Together Again | |
Type: | studio |
Artist: | George Jones and Tammy Wynette |
Cover: | George Jones and Tammy Wynette Together Again Epic Records.jpg |
Released: | September 22, 1980 |
Recorded: | January 1980 |
Studio: | |
Genre: | Country, country pop, urban cowboy |
Length: | 28:52 |
Label: | Epic |
Producer: | Billy Sherrill |
Prev Title: | Greatest Hits |
Prev Year: | 1977 |
Next Title: | One |
Next Year: | 1995 |
Together Again is a studio album by country music artists George Jones and Tammy Wynette, released in 1980 on Epic Records. It was their first album since their 1976 hit album Golden Ring; their next album would not come until 1995 with One.
Jones and Wynette had divorced in 1975 but they had enjoyed their biggest chart success from that point on, with their 1976 LP Golden Ring hitting number one and spawning two chart topping singles, "Golden Ring" and "Near You". In 1977 they had another top five hit with "Southern California". Their periodic appearances together only fueled speculation among their fans that they might get back together romantically, although this cooled somewhat when Wynette married songwriter George Richey in 1978 and Jones spiraled into an abyss of alcohol and drugs, often disappearing for weeks on end. The couple could still be civil, however, with Wynette contributing to Jones 1979 duet album My Very Special Guests, and some kind of album seemed likely. In September, Together Again was released and produced the hit single "Two Story House", which peaked at number 2 on the charts. The song details how a poor married couple finally obtain all the riches they had dreamed of only to find that their love has died. The duo's harmonies were as shimmering as ever but the LP only reached number 26 on the Billboard country album charts. A second single, "A Pair of Old Sneakers", barely cracked the top twenty. One song, "Love in the Meantime", sounded more like a solo spot for Tammy than a duet, with George only singing harmony on the choruses. Producer Billy Sherrill gave an extremely contemporary edge (for the time) to several of the songs, especially the album's closing track "Night Spell". "We'll Talk About It Later" was written by Wynette, who also had a hand in writing "Two Story House".
In the 2019 Ken Burns documentary Country Music, Sherrill, recalling this period, compared Jones and Wynette to "two wounded animals."
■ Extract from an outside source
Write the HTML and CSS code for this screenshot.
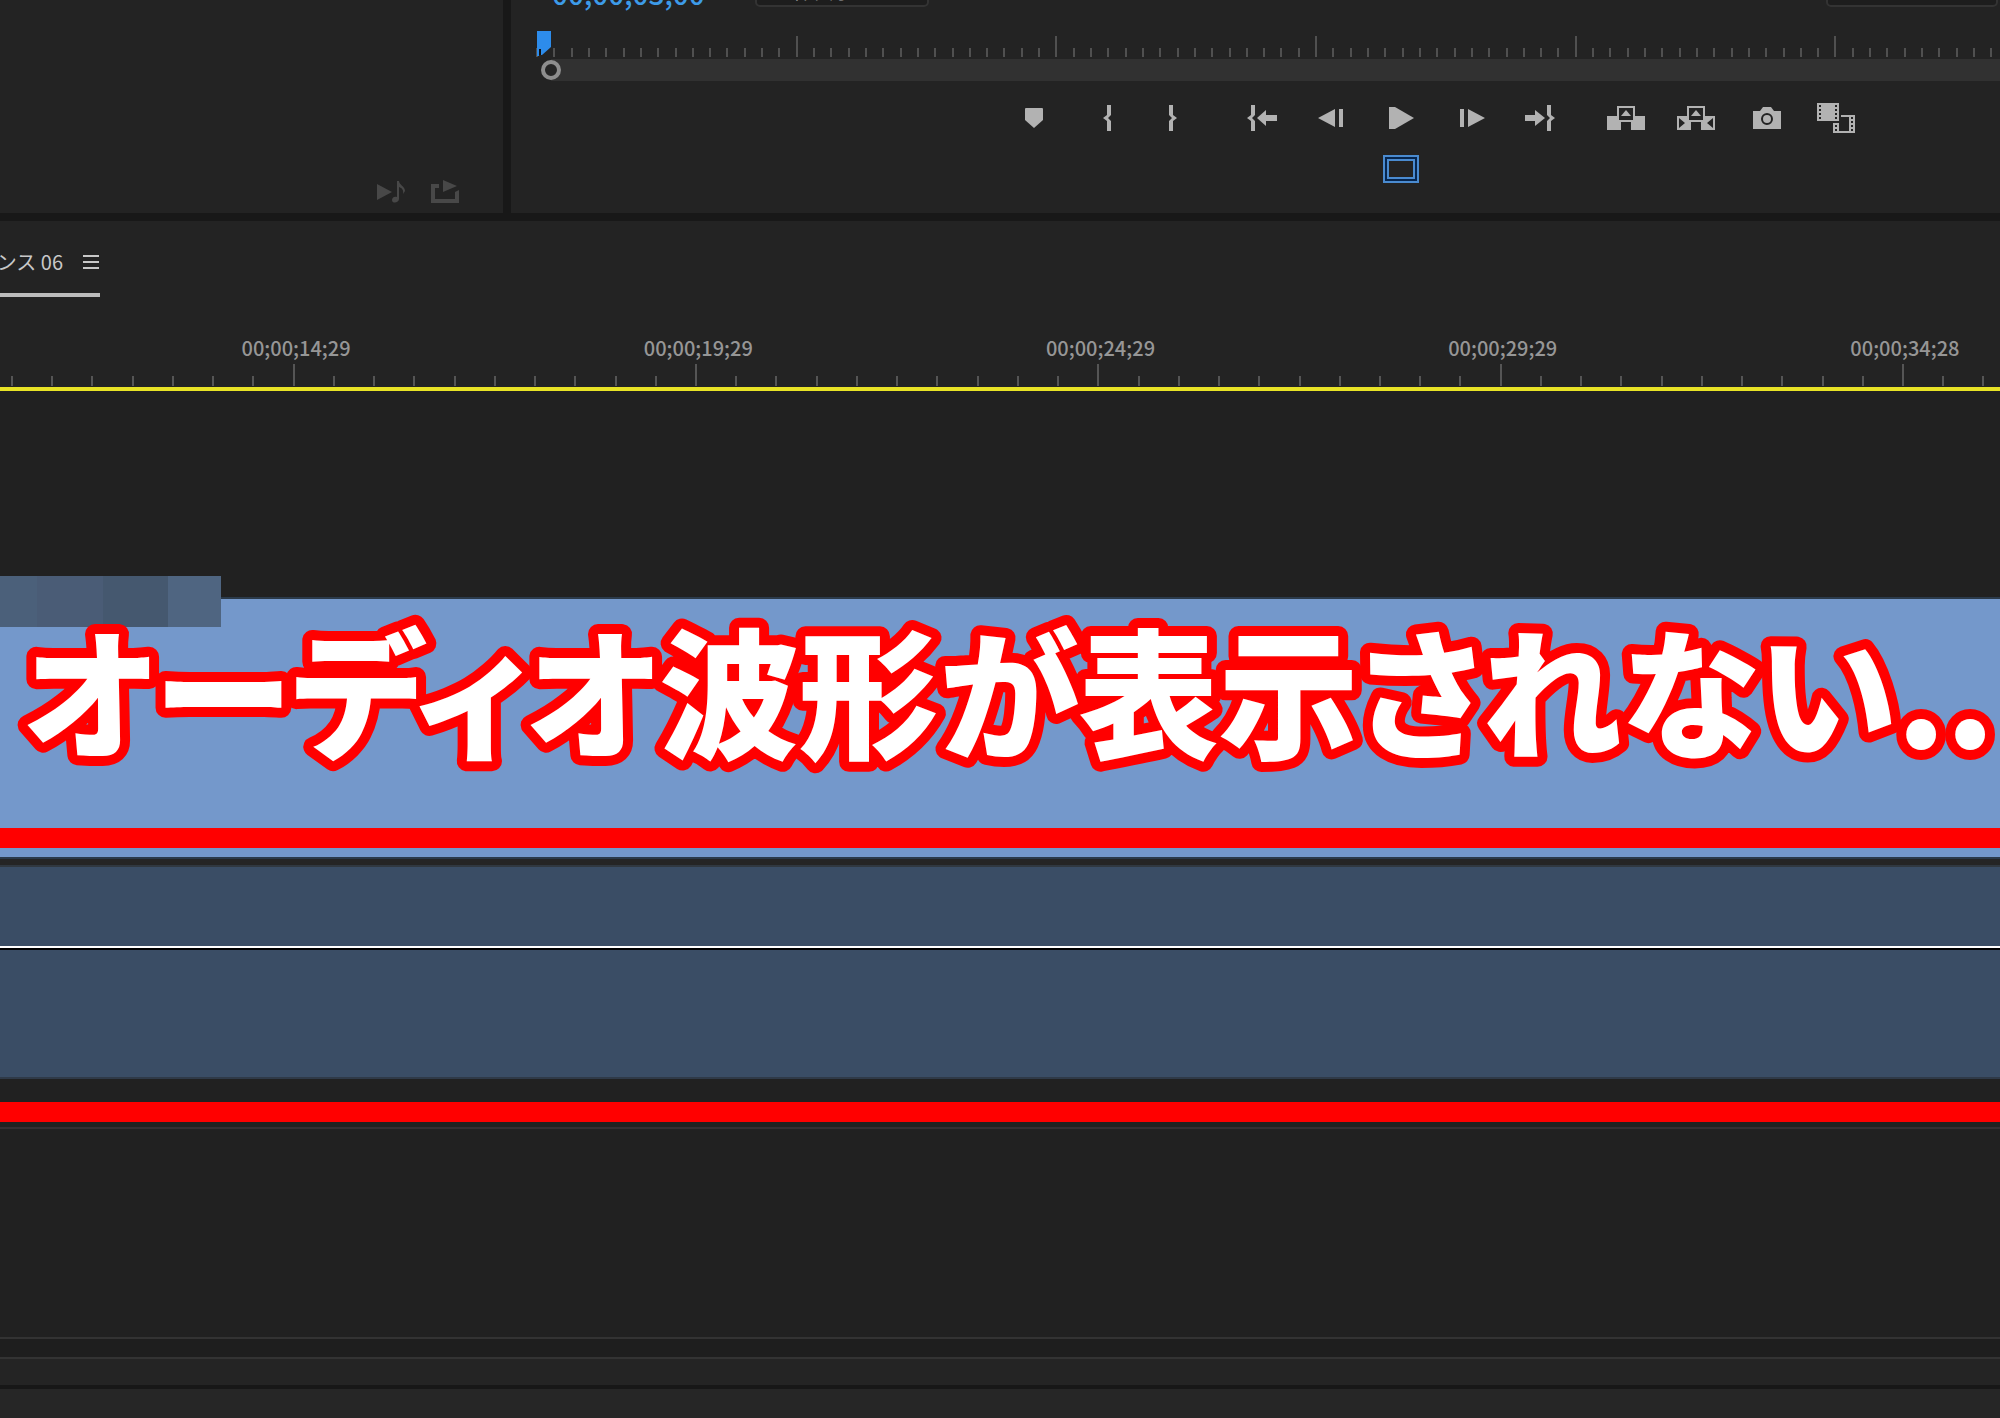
FILE: index.html
```html
<!DOCTYPE html>
<html lang="ja">
<head>
<meta charset="utf-8">
<title>シーケンス 06</title>
<link rel="stylesheet" href="styles.css">
</head>
<body>
<div class="app">
  <div class="monitors">
    <section class="source" aria-label="ソース">
      <button class="tool dim" aria-label="オーディオを再生"><svg width="30" height="24" viewBox="0 0 30 24"><path d="M1 5l15 8-15 8z"/><path d="M21 2h2c0 4 6 5 6 10l-2 3c1-5-2-6-4-7v12c0 4-7 5-7 1 0-3 3-4 5-3z"/></svg></button>
      <button class="tool dim" aria-label="書き出し"><svg width="28" height="24" viewBox="0 0 28 24"><path d="M0 5h8v4H4v11h20v-7l4-2v13H0z"/><path d="M12 1l14 6-14 6z"/></svg></button>
    </section>
    <section class="program" aria-label="プログラム">
      <div class="readout">
        <span class="timecode">00;00;03;00</span>
        <select class="picker fit" aria-label="ズームレベル"><option>全体表示</option></select>
        <select class="picker quality" aria-label="再生時の解像度"><option></option></select>
      </div>
      <div class="scrub">
        <div class="ticks fine" data-count="85" data-major="15" data-first="0"></div>
        <svg class="playhead" width="14" height="26" viewBox="0 0 14 26"><path fill="#2d8ceb" d="M0 0h14v16l-9 8H2v1H0z"/><path fill="#111" d="M2 18h2v6H2z"/></svg>
      </div>
      <div class="zoombar"><span class="handle"></span></div>
      <div class="transport">
        <button class="tool" aria-label="マーカーを追加"><svg width="18" height="20" viewBox="0 0 18 20"><path d="M0 1q0-1 1-1h16q1 0 1 1v11l-9 8-9-8z"/></svg></button>
        <button class="tool g1" aria-label="インをマーク"><svg width="8" height="26" viewBox="0 0 8 26"><path d="M4 0h4v10l-3 3 3 3v10H4V16l-4-3 4-3z"/></svg></button>
        <button class="tool g2" aria-label="アウトをマーク"><svg width="8" height="26" viewBox="0 0 8 26"><path d="M0 0h4v10l4 3-4 3v10H0V16l3-3-3-3z"/></svg></button>
        <button class="tool g3" aria-label="インへ移動"><svg width="30" height="26" viewBox="0 0 30 26"><path d="M4 0h4v10l-3 3 3 3v10H4V16l-4-3 4-3z"/><path d="M10 13l9-8v5h11v6H19v5z"/></svg></button>
        <button class="tool g4" aria-label="前のフレーム"><svg width="25" height="18" viewBox="0 0 25 18"><path d="M0 9l17-9v18zM21 0h4v18h-4z"/></svg></button>
        <button class="tool g5" aria-label="再生"><svg width="25" height="22" viewBox="0 0 25 22"><path d="M0 0h6l19 11L6 22H0z"/></svg></button>
        <button class="tool g5" aria-label="次のフレーム"><svg width="25" height="18" viewBox="0 0 25 18"><path d="M0 0h4v18H0zM8 0l17 9-17 9z"/></svg></button>
        <button class="tool g6" aria-label="アウトへ移動"><svg width="30" height="26" viewBox="0 0 30 26"><path d="M0 10h10V5l10 8-10 8v-5H0zM22 0h4v10l4 3-4 3v10h-4V16l3-3-3-3z"/></svg></button>
        <button class="tool g7" aria-label="リフト"><svg width="38" height="24" viewBox="0 0 38 24"><path fill-rule="evenodd" d="M0 10h10V0h18v10h10v14H24v-8H14v8H0zM12 2v12h14V2z"/><path d="M14 10l5-6 5 6z"/></svg></button>
        <button class="tool g8" aria-label="抽出"><svg width="38" height="24" viewBox="0 0 38 24"><path fill-rule="evenodd" d="M0 10h10V0h18v10h10v14H24v-8H14v8H0zM12 2v12h14V2zM2 12v10l6-5zM36 12v10l-6-5z"/><path d="M14 10l5-6 5 6z"/></svg></button>
        <button class="tool g9" aria-label="フレームを書き出し"><svg width="28" height="22" viewBox="0 0 28 22"><path fill-rule="evenodd" d="M0 4h7l3-4h8l3 4h7v18H0zM14 6a6 6 0 1 0 0 12 6 6 0 1 0 0-12z"/><circle cx="14" cy="12" r="4"/></svg></button>
        <button class="tool g10" aria-label="比較表示"><svg width="38" height="30" viewBox="0 0 38 30"><path fill-rule="evenodd" d="M0 0h22v18H0zM2 2v2h2V2zM2 6v2h2V6zM2 10v2h2v-2zM2 14v2h2v-2zM18 2v2h2V2zM18 6v2h2V6zM18 10v2h2v-2zM18 14v2h2v-2z"/><path fill-rule="evenodd" d="M24 12h14v18H16V20h6v8h10V14h-8zM34 14v2h2v-2zM34 18v2h2v-2zM34 22v2h2v-2zM34 26v2h2v-2zM18 22v2h2v-2zM18 26v2h2v-2z"/></svg></button>
      </div>
      <div class="extras">
        <button class="tool" aria-label="セーフマージン"><svg width="36" height="28" viewBox="0 0 36 28"><path fill="#06264f" d="M0 0h36v28H0z"/><path fill="#232323" d="M6 6h24v16H6z"/><path fill="none" stroke="#4a8bd0" stroke-width="2" d="M1 1h34v26H1zM5 5h26v18H5z"/></svg></button>
      </div>
    </section>
  </div>

  <section class="sequence" aria-label="タイムライン">
    <header class="tabs">
      <div class="tab"><span>ンス 06</span><button class="menu" aria-label="パネルメニュー"><svg width="16" height="14" viewBox="0 0 16 14"><path d="M0 0h16v2H0zM0 6h16v2H0zM0 12h16v2H0z"/></svg></button></div>
    </header>
    <div class="labels"><span>00;00;14;29</span><span>00;00;19;29</span><span>00;00;24;29</span><span>00;00;29;29</span><span>00;00;34;28</span></div>
    <div class="ticks wide" data-count="50" data-major="10" data-first="7"></div>
    <div class="workarea"></div>
    <div class="video-space"></div>
    <div class="clip video">
      <div class="clip-name"><i class="m1"></i><i class="m2"></i><i class="m3"></i><i class="m4"></i></div>
      <h1 class="caption"><svg class="caption-art" width="100%" height="200"><text x="23" y="149">オーディオ波形が表示されない<tspan class="dots">..</tspan></text></svg></h1>
      <div class="mark"></div>
    </div>
    <div class="divider"></div>
    <div class="clip audio"><div class="volume"></div></div>
    <div class="gap"></div>
    <div class="mark"></div>
    <div class="under"></div>
    <div class="empty"></div>
    <div class="master"></div>
    <div class="tail"></div>
  </section>
  <footer class="status"></footer>
</div>
<script src="ticks.js"></script>
</body>
</html>
```
FILE: ticks.js
```
document.querySelectorAll('.ticks').forEach(function (ruler) {
  var count = +ruler.dataset.count;
  var major = +ruler.dataset.major;
  var first = +ruler.dataset.first;
  for (var i = 0; i < count; i++) {
    var tick = document.createElement('span');
    tick.className = i > 0 && i % major === first ? 'tick major' : 'tick';
    ruler.appendChild(tick);
  }
});
```
FILE: styles.css
```css
* { box-sizing: border-box; }
body {
  margin: 0;
  background: #181818;
  color: #c8c8c8;
  font-family: "Noto Sans CJK JP", sans-serif;
  font-size: 20px;
}
.app { display: flex; flex-direction: column; min-height: 100vh; overflow: hidden; }
button { display: flex; padding: 0; border: 0; background: none; color: inherit; }
svg { display: block; fill: currentColor; }

.monitors { display: grid; grid-template-columns: 503px 1fr; column-gap: 8px; height: 213px; }
.source, .program { background: #232323; min-width: 0; overflow: hidden; }
.source { display: flex; align-items: flex-end; justify-content: flex-end; gap: 25px; padding: 0 44px 10px 0; }
.tool { color: #b2b2b2; }
.dim { color: #484848; }

.readout { display: flex; align-items: flex-end; height: 7px; padding: 0 2px 0 41px; }
.timecode { width: 203px; color: #3d9be8; font-size: 28px; font-weight: 500; line-height: 28px; }
.picker {
  appearance: none;
  height: 32px;
  padding: 0 16px;
  border: 2px solid #333;
  border-radius: 5px;
  background: #1d1d1d;
  color: #aaa;
  font: inherit;
  line-height: 28px;
}
.fit { width: 174px; }
.quality { width: 172px; margin-left: auto; }
.scrub { position: relative; height: 52px; padding-top: 29px; margin-left: 26px; }
.ticks { display: flex; align-items: flex-end; }
.tick { flex: 1 1 0; height: 9px; border-left: 2px solid #505050; }
.fine { height: 21px; margin: 0 -7px 0 -1px; }
.fine .major { height: 21px; }
.playhead { position: absolute; left: 0; top: 24px; }
.zoombar { display: flex; align-items: center; height: 22px; margin-left: 40px; background: #313131; }
.handle { width: 20px; height: 20px; margin-left: -10px; border: 4px solid #8e8e8e; border-radius: 50%; background: #262626; }

.transport { display: flex; align-items: center; justify-content: center; height: 74px; padding-left: 375px; padding-right: 7px; }
.g1 { margin-left: 60px; }
.g2 { margin-left: 58px; }
.g3 { margin-left: 70px; }
.g4 { margin-left: 41px; }
.g5 { margin-left: 46px; }
.g6 { margin-left: 40px; }
.g7 { margin-left: 52px; }
.g8 { margin-left: 32px; }
.g9 { margin-left: 38px; }
.g10 { margin-left: 36px; }
.extras { display: flex; justify-content: center; padding-left: 291px; }

.sequence { display: flex; flex-direction: column; flex: 1; margin-top: 8px; background: #232323; overflow: hidden; }
.tabs { display: flex; height: 96px; }
.tab { display: flex; align-items: center; gap: 20px; width: 100px; height: 76px; justify-content: flex-end; border-bottom: 4px solid #bcbcbc; white-space: nowrap; padding: 9px 1px 0 0; }
.labels { display: flex; height: 46px; margin: 0 -106px 0 95px; color: #969696; font-weight: 500; line-height: 61px; }
.labels span { flex: 1 1 0; text-align: center; }
.wide { height: 24px; margin: 0 -23px 0 11px; padding-bottom: 1px; }
.wide .tick { height: 10px; border-color: #555; }
.wide .major { height: 22px; }
.workarea { height: 4px; background: #e8e326; }
.video-space { height: 206px; background: #212121; }

.clip { position: relative; }
.video { height: 262px; border-top: 2px solid #2b3a4a; border-bottom: 2px solid #2b3a4a; background: #7498cb; display: flex; flex-direction: column; }
.clip-name { position: absolute; left: 0; top: -23px; display: flex; height: 51px; }
.clip-name i { height: 51px; }
.m1 { width: 37px; background: #4b607a; }
.m2 { width: 66px; background: #4a5c76; }
.m3 { width: 65px; background: #45586f; }
.m4 { width: 53px; background: #4f6581; }
.caption { position: relative; flex: 1; margin: 0; font-size: 140px; font-weight: 900; line-height: 200px; }
.caption-art {
  overflow: visible;
  fill: #fff;
  stroke: #f00;
  stroke-width: 20px;
  stroke-linejoin: round;
  paint-order: stroke fill;
  font-feature-settings: "palt";
}
.dots { font-feature-settings: normal; font-kerning: none; }
.mark { flex: none; height: 20px; background: #f00; }
.video .mark { margin-bottom: 9px; }
.divider { height: 6px; background: #252525; }
.audio { height: 214px; padding-top: 79px; border-top: 2px solid #303840; border-bottom: 2px solid #2f3a48; background: #3a4d65; }
.volume { height: 4px; border-top: 2px solid #fff; background: #000; }
.gap { height: 23px; background: #212121; }
.under { height: 7px; border-bottom: 2px solid #352f33; background: #212121; }
.empty { height: 208px; background: #212121; }
.master { height: 22px; border-top: 2px solid #333; border-bottom: 2px solid #333; background: #1e1e1e; }
.tail { height: 26px; background: #242424; }
.status { height: 33px; border-top: 4px solid #171717; background: #262626; }
```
While "Two Story House" was riding high on the charts, Jones and Wynette made a disastrous appearance on The Tonight Show to promote it. In his book George Jones: The Life and Times of a Honky Tonk Legend, Bob Allen recounts the episode: "George showed up with an ill-suited "uptown" hairdo that had been slapped on him at the last minute by an image consultant, and which made him look like something off the set of Night of the Living Dead...Before the two of them were even halfway through the song, George stopped suddenly, without warning, and confessed sheepishly to the vast live TV audience that he'd forgotten the words. The cameras panned briskly away. The programmers broke for a dog-food commercial, and the Possum was seen no more that night."
Jones himself hated having to work with Wynette so soon after their marriage had failed. "That wasn't my idea," Jones later insisted in his 1996 autobiography. "In fact, I hated to work with her. It brought back too many unpleasant memories, and when some fans saw us together, they got it in their heads that we were going to get back together romantically." It would be over a decade more before Jones was comfortable around Wynette again.
AllMusic's Stephen Thomas Erlewine retrospectively concedes that Together Again "doesn't have the spark of some of their earlier duets" but both of the singers "sound terrific...Even when the material isn't up to their talents, the duo sounds recharged, which makes Together Again a thoroughly enjoyable, if inconsistent, listen."